In other words, those patents have value.  Today, that value is being transferred from users (operating companies) to owners (NPEs) via litigation.  The resulting legal fees and court expenses generate transaction costs of 50%, proving that there are few, if any, more inefficient and wasteful ways to transfer value than the legal system.

The last part rings especially true for retailers.  The legal fees and costs are astronomical for retailers, particularly as compared to the business “value” offered by licensing a troll, or defeating one at trial.  Of course, reducing discovery costs and burdens would benefit retailers, but what is really needed is a more comprehensive solution that levels the playing field so that retailers, and other businesses, can make rational decisions about patent value, instead of simply being forced to pay cost of defense settlements or spend to defend.
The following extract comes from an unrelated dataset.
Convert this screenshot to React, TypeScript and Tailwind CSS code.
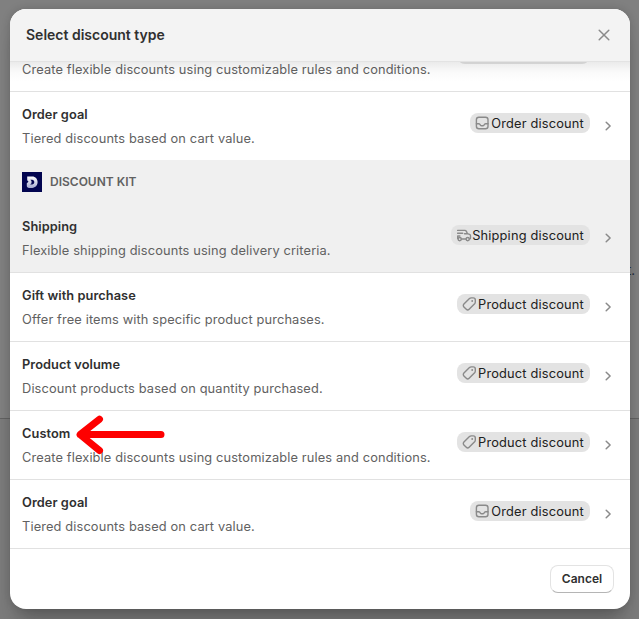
import type { ReactNode } from 'react';

type DiscountKind = 'order' | 'shipping' | 'product';

interface DiscountType {
  title: string;
  description: string;
  kind: DiscountKind;
}

interface DiscountRowProps extends DiscountType {
  highlighted?: boolean;
  children?: ReactNode;
}

const kindLabels: Record<DiscountKind, string> = {
  order: 'Order discount',
  shipping: 'Shipping discount',
  product: 'Product discount',
};

const kitDiscounts: DiscountType[] = [
  { title: 'Gift with purchase', description: 'Offer free items with specific product purchases.', kind: 'product' },
  { title: 'Product volume', description: 'Discount products based on quantity purchased.', kind: 'product' },
  { title: 'Custom', description: 'Create flexible discounts using customizable rules and conditions.', kind: 'product' },
  { title: 'Order goal', description: 'Tiered discounts based on cart value.', kind: 'order' },
];

function KindIcon({ kind }: { kind: DiscountKind }) {
  return (
    <svg
      viewBox="0 0 20 20"
      className="size-5 shrink-0"
      fill="none"
      stroke="#8a8a8a"
      strokeWidth="1.4"
      strokeLinecap="round"
      strokeLinejoin="round"
    >
      {kind === 'order' && (
        <>
          <rect x="4.4" y="4.2" width="11.6" height="11.6" rx="2.5" />
          <path d="M4.4 10.75h2.3c.5 0 .9.25 1.2.65l.5.7c.25.4.7.65 1.2.65h1.2c.5 0 .95-.25 1.2-.65l.5-.7c.3-.4.7-.65 1.2-.65H16" />
        </>
      )}
      {kind === 'shipping' && (
        <>
          <path d="M4.6 5.4h7.2c.7 0 1.3.4 1.6 1l1.1 2.3 2 .7c.6.2 1 .8 1 1.4v2.1c0 .6-.4 1.1-1 1.1M4.6 8.2h5M11.5 8.7h3M4.7 11h2.2M4.7 11v2.5M8.4 14h4.4" />
          <circle cx="6.7" cy="14.1" r="1.6" />
          <circle cx="14.7" cy="14.1" r="1.6" />
        </>
      )}
      {kind === 'product' && (
        <>
          <path d="M10.5 4.6c.5-.5 1.1-.7 1.8-.7h1.9c1.2 0 2.1.9 2.1 2.1v1.9c0 .7-.3 1.3-.7 1.8l-5.5 5.6c-.8.8-2 .8-2.8 0l-2.4-2.4c-.8-.8-.8-2 0-2.8z" />
          <circle cx="13.2" cy="7" r="0.95" fill="#8a8a8a" stroke="none" />
        </>
      )}
    </svg>
  );
}

function Badge({ kind }: { kind: DiscountKind }) {
  return (
    <span className="flex h-5 items-center rounded-lg bg-[#e3e3e3] pr-1.5 pl-0.5 text-[12.8px] leading-5 font-normal tracking-[0.19px] text-[#202020]">
      <KindIcon kind={kind} />
      <span className="-ml-[0.5px] pt-px">{kindLabels[kind]}</span>
    </span>
  );
}

function DiscountRow({ title, description, kind, highlighted, children }: DiscountRowProps) {
  return (
    <div
      className={`relative flex h-[69px] shrink-0 justify-between border-b border-[#e1e1e1] px-3 ${highlighted ? 'bg-[#f0f0f0]' : ''}`}
    >
      <div className="pt-[13px]">
        <h3 className="text-[12.8px] leading-5 font-[600] tracking-[0.06px] text-[#303030]">{title}</h3>
        <p className="mt-1 text-[12.8px] leading-5 tracking-[0.14px] text-[#616161]">{description}</p>
      </div>
      <div className="flex gap-2 pt-[21px]">
        <Badge kind={kind} />
        <svg viewBox="0 0 20 20" className="mt-[3px] size-5" fill="none" stroke="#8a8a8a" strokeWidth="1.5" strokeLinecap="round" strokeLinejoin="round">
          <path d="M8.2 6.2 12.1 10l-3.9 3.8" />
        </svg>
      </div>
      {children}
    </div>
  );
}

function Arrow() {
  return (
    <svg viewBox="0 0 90 40" className="absolute top-1 left-16 h-10 w-[91px]" fill="none" stroke="#fe0000" strokeWidth="7" strokeLinecap="round" strokeLinejoin="round">
      <path d="M86.5 19.6H5.6L25 4.2M5.6 19.6 25 35.5" />
    </svg>
  );
}

function KitLogo() {
  return (
    <svg viewBox="0 0 20 20" className="size-5">
      <defs>
        <linearGradient id="kit" x1="0" y1="0" x2="0" y2="1">
          <stop offset="0" stopColor="#ffffff" />
          <stop offset="1" stopColor="#a7acd2" />
        </linearGradient>
      </defs>
      <rect width="20" height="20" fill="#020550" />
      <path
        fill="url(#kit)"
        fillRule="evenodd"
        d="M5.2 4.4h5c3.2 0 5.4 2.3 5.4 5.7s-2.2 5.8-5.4 5.8H7.1c-1.4 0-2.3-.9-2.3-2.2V11.2L6.5 9.7 5.2 8.3zM8.3 7.7l1.2 1.2v2.4l-1.4 1.2h2c1.3 0 2.2-1 2.2-2.4s-.9-2.4-2.2-2.4z"
      />
    </svg>
  );
}

export default function App() {
  return (
    <div className="relative h-[619px] w-[639px] overflow-hidden bg-[#808080] font-['Inter',sans-serif]">
      <div className="absolute top-[418px] left-0 h-px w-full bg-[#626262]" />
      <div className="absolute top-[419px] left-0 h-[200px] w-full bg-[#7b7b7b]" />
      <span className="absolute top-[260px] right-1 text-[13px] leading-5 text-[#222b3a]">t.</span>

      <div className="absolute top-[9px] left-2.5 flex h-[600px] w-[620px] flex-col overflow-hidden rounded-2xl bg-white shadow-[0_20px_20px_-8px_rgba(26,26,26,0.28),0_0_9px_rgba(26,26,26,0.22)]">
        <header className="relative z-10 flex h-[53px] shrink-0 items-center justify-between border-b border-[#e3e3e3] bg-[#f3f3f3] px-4">
          <h2 className="text-sm leading-5 font-[600] text-[#303030]">Select discount type</h2>
          <svg viewBox="0 0 20 20" className="size-5" fill="none" stroke="#8a8a8a" strokeWidth="1.5" strokeLinecap="round">
            <path d="m5.2 5.2 9.6 9.6M14.8 5.2l-9.6 9.6" />
          </svg>
        </header>

        <main className="relative flex h-[487px] shrink-0 flex-col justify-end overflow-hidden">
          <DiscountRow title="Custom" description="Create flexible discounts using customizable rules and conditions." kind="product" />
          <DiscountRow title="Order goal" description="Tiered discounts based on cart value." kind="order" />
          <div className="relative -mt-px flex h-11 shrink-0 items-center gap-2 bg-[#f0f0f0] px-3">
            <KitLogo />
            <span className="text-xs font-[600] text-[#616161]">DISCOUNT KIT</span>
          </div>
          <DiscountRow title="Shipping" description="Flexible shipping discounts using delivery criteria." kind="shipping" highlighted />
          {kitDiscounts.map((item) => (
            <DiscountRow key={item.title} {...item}>
              {item.title === 'Custom' && <Arrow />}
            </DiscountRow>
          ))}
          <div className="absolute inset-x-0 top-0 h-5 bg-linear-to-b from-black/8 via-black/2 to-transparent" />
        </main>

        <footer className="flex flex-1 items-center justify-end px-4">
          <button className="h-7 w-16 rounded-lg border border-[#e3e3e3] border-b-[#b5b5b5] bg-white text-xs font-[600] text-[#303030]">
            Cancel
          </button>
        </footer>
      </div>
    </div>
  );
}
What does a market-based solution look like and where does it come from?  RPX has a solution, which it analogizes to changing the troll world the way Amazon changed how we purchase books and music:

The RPX approach is to solve this market problem with a market-based solution.  We have shown that pooling the resources of our clients to acquire high-threat patents in market transactions is far and away the most efficient way to transfer patent value and to clear patent risk.  Our model shares risk across a growing network of nearly 130 operating companies, ensures fair market pricing, and eliminates costly and wasteful legal steps from the process.

Simplifying a complex and inefficient market with a more logical transactional model is something Jeff Bezos can appreciate.  Amazon revolutionized the retail industry.  We believe the same principles that transformed how books, music, and more are sold can and will rationalize the patent market.

I will also explore other possible solutions as I provide more commentary stemming from the December 10 DOJ/FTC troll conference over the next several weeks.